Fue en su reencuentro del 58, poco antes de los paseos por las calles empedradas que inmortalizó Robert Descharnes con su cámara, cuando Duchamp le regaló a Dalí una Boîte en valise que incluía 68 reproducciones en miniatura de su obra pictórica y escultórica y una dedicatoria. La maleta portable, que contiene réplicas diminutas de La fuente, Aire de París (un cilindro con 50 cc de aire de la capital francesa), la Mona Lisa con la inscripción L.H.O.O.Q. (“ella tiene el culo caliente”), que para el catalán era “el epitafio de la pintura moderna”, y Pliant … de voyage (la funda de una máquina de escribir Underwood), se exhibe en el Teatro-Museo de Figueras junto a piezas de Fortuny y El Greco y Cien mil vírgenes virtuales reflejadas por un número indeterminado de espejos cibernéticos ‘Étant donnés’, que Dalí realizó en 1974 en homenaje a su amigo.

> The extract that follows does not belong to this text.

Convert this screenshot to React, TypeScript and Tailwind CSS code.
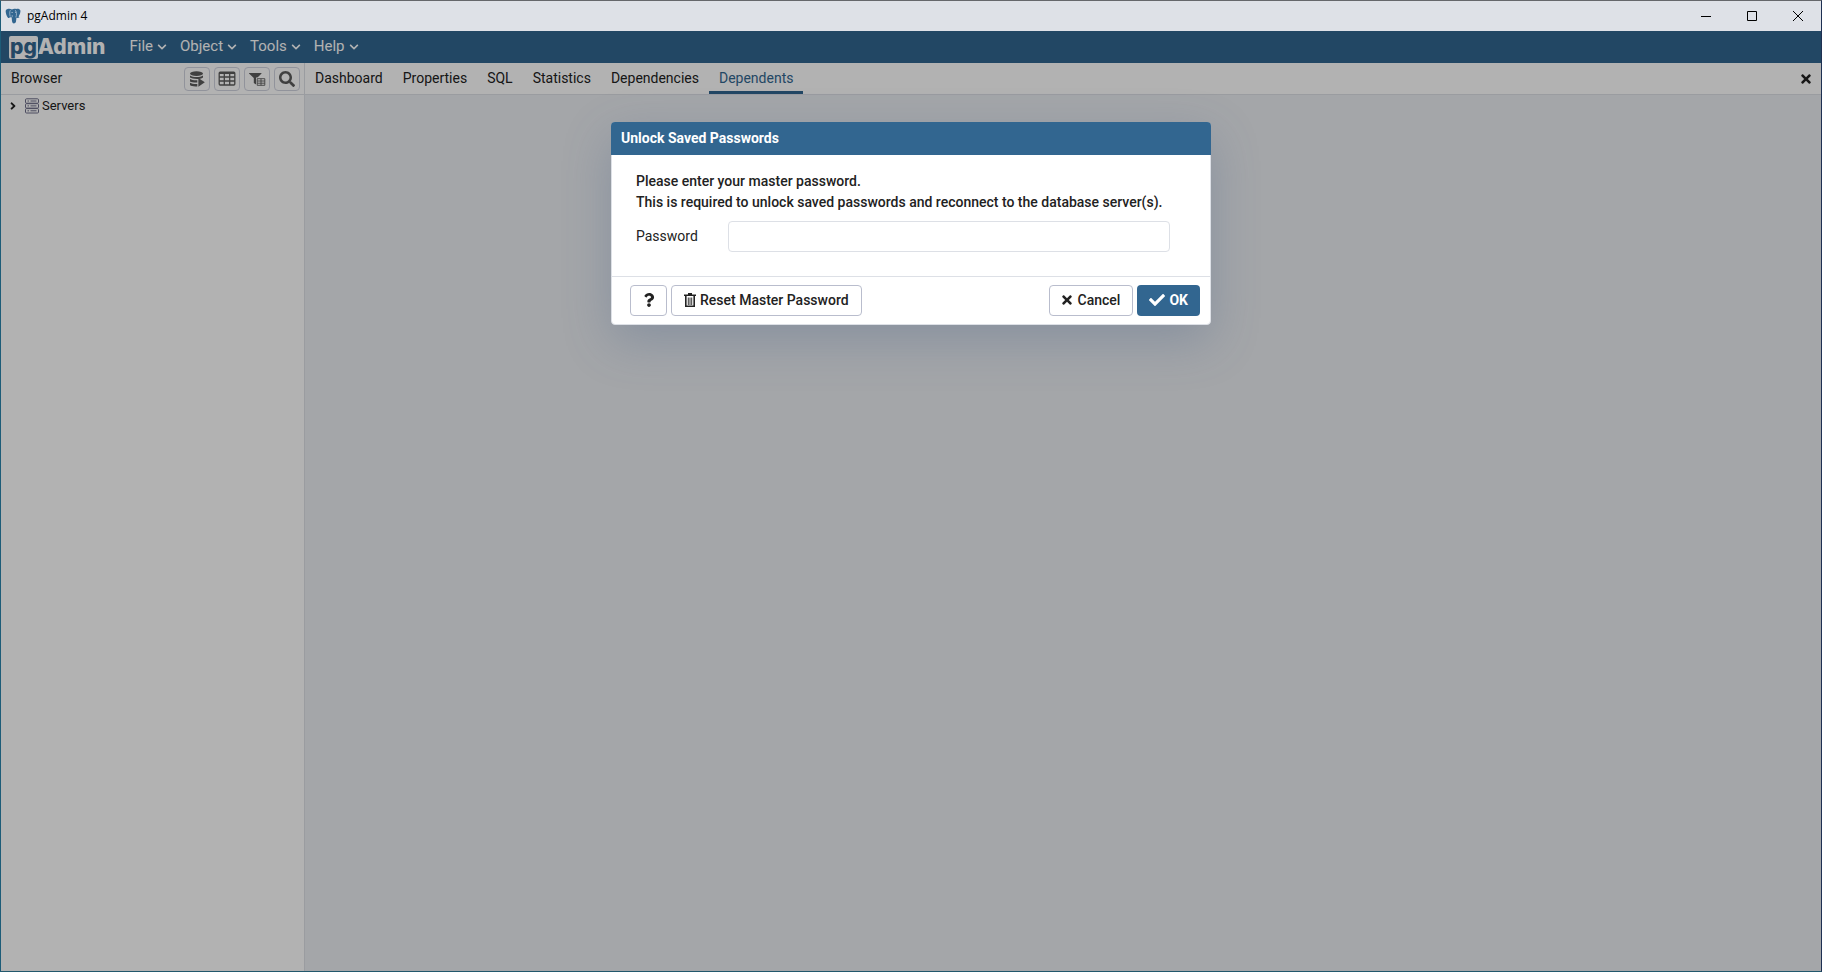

Duchamp no llegó a conocer este gran ready-made de Gerona porque murió seis años antes de su fundación sin saber lo que pensarían de él en el futuro (“Me preguntas qué es lo que he conseguido”, le dijo a un periodista. “No lo sé. (…) Me da igual. He vivido lo que quería y como quería”). Este amante del absurdo, que consideraba sus primeros trabajos como la cicatriz de una herida sana, intentó hacer de su existencia una obra de arte y lo logró. Cuando su pintura abandonó el lienzo, su vida se convirtió en un enorme tableau vivant.